The Right Tool for the Job
Applying the database per service principal means that, in practice, service teams have significant autonomy in selecting the right database technologies for their purposes. Among other factors, their data modeling, query flexibility, consistency, latency, and throughput requirements will dictate technologies that work best for them.
Up to this point, all is well — every service has isolated its data. However, when architecting a product with double digit domains, several important database infrastructure decisions need to be made:
- Shared vs dedicated clusters: Should services share database clusters with logically isolated namespaces (like logical databases in MySQL), or should each have its own expensive cluster with dedicated resources?
- Ownership: What level of ownership does a service team take for the deployment, monitoring, reliability, and maintenance of their infrastructure?
- Consolidation: Is there an agreed set of technologies that teams can pick from, is there a process for introducing something new, or can a team pick anything they like?
From Self-Managed to Fully Managed Services
When we first started building out our services, we had a sprawl of supporting databases, streaming, and queuing systems. Each of these technologies was deployed on AWS EC2, and we were responsible for the full scope of managing this infrastructure: from the OS level, to topology design, configuration, upgrades and backups.
It didn’t take us long to realize how much time we were spending on managing all of this infrastructure. When we made the bet on managed services, several of the decisions we’d been struggling with started falling into place:
- Shared vs dedicated clusters: Dedicated clusters for services, clearly preferable from a reliability and availability perspective, became easier to deploy and maintain. Offerings like SQS, DynamoDB, and Kinesis with no nodes or clusters to manage removed the concern altogether.
- Ownership: Infrastructure simplification meant that service teams were able to develop further insight into their production usages, and take greater responsibility for their infrastructure.
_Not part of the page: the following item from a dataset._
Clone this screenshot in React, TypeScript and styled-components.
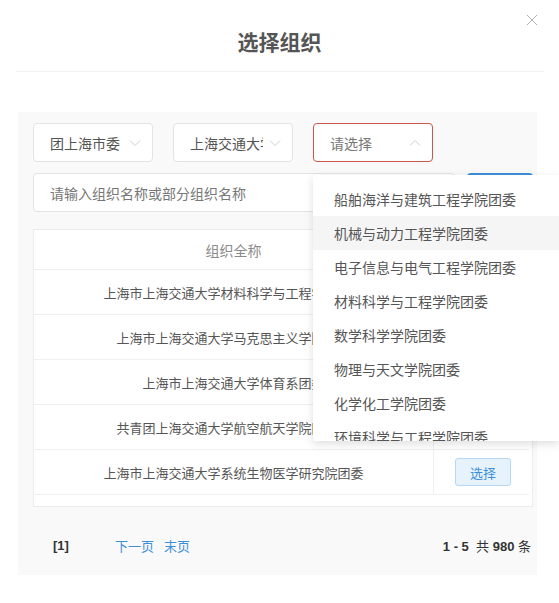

- Consolidation: We were now working with a major cloud provider’s service offerings, and found that there was enough breadth to span our use cases.
On our Lifion engineering blog, we’ve previously written about our Lifion Developer Platform Credos. One of these speaks to the evolutionary nature of our work:
- Build to evolve: We design our domains and services fully expecting that they will evolve over time.
- Backwards compatible, versioned: Instead of big bang releases, we use versions or feature flags letting service teams deploy at any time without coordinating dependencies.
- Managed deprecations: When deprecating APIs or features, we carefully plan the impact and ensure that consumer impact is minimal.
When we started adopting managed services, we went for drop-in replacements first (for example, Aurora MySQL is wire compatible with the previous MySQL cluster we were using). This approach helped us to get some early momentum while uncovering dimensions like authentication, monitoring, and discoverability that would help us later.
Our evolutionary architecture credo helped to ensure that the transition would be smooth for our services and our customers. Each deployment was done as a fully online operation, without customer impact. We recognize that we will undergo more evolutions, for which we intend to follow the same principles.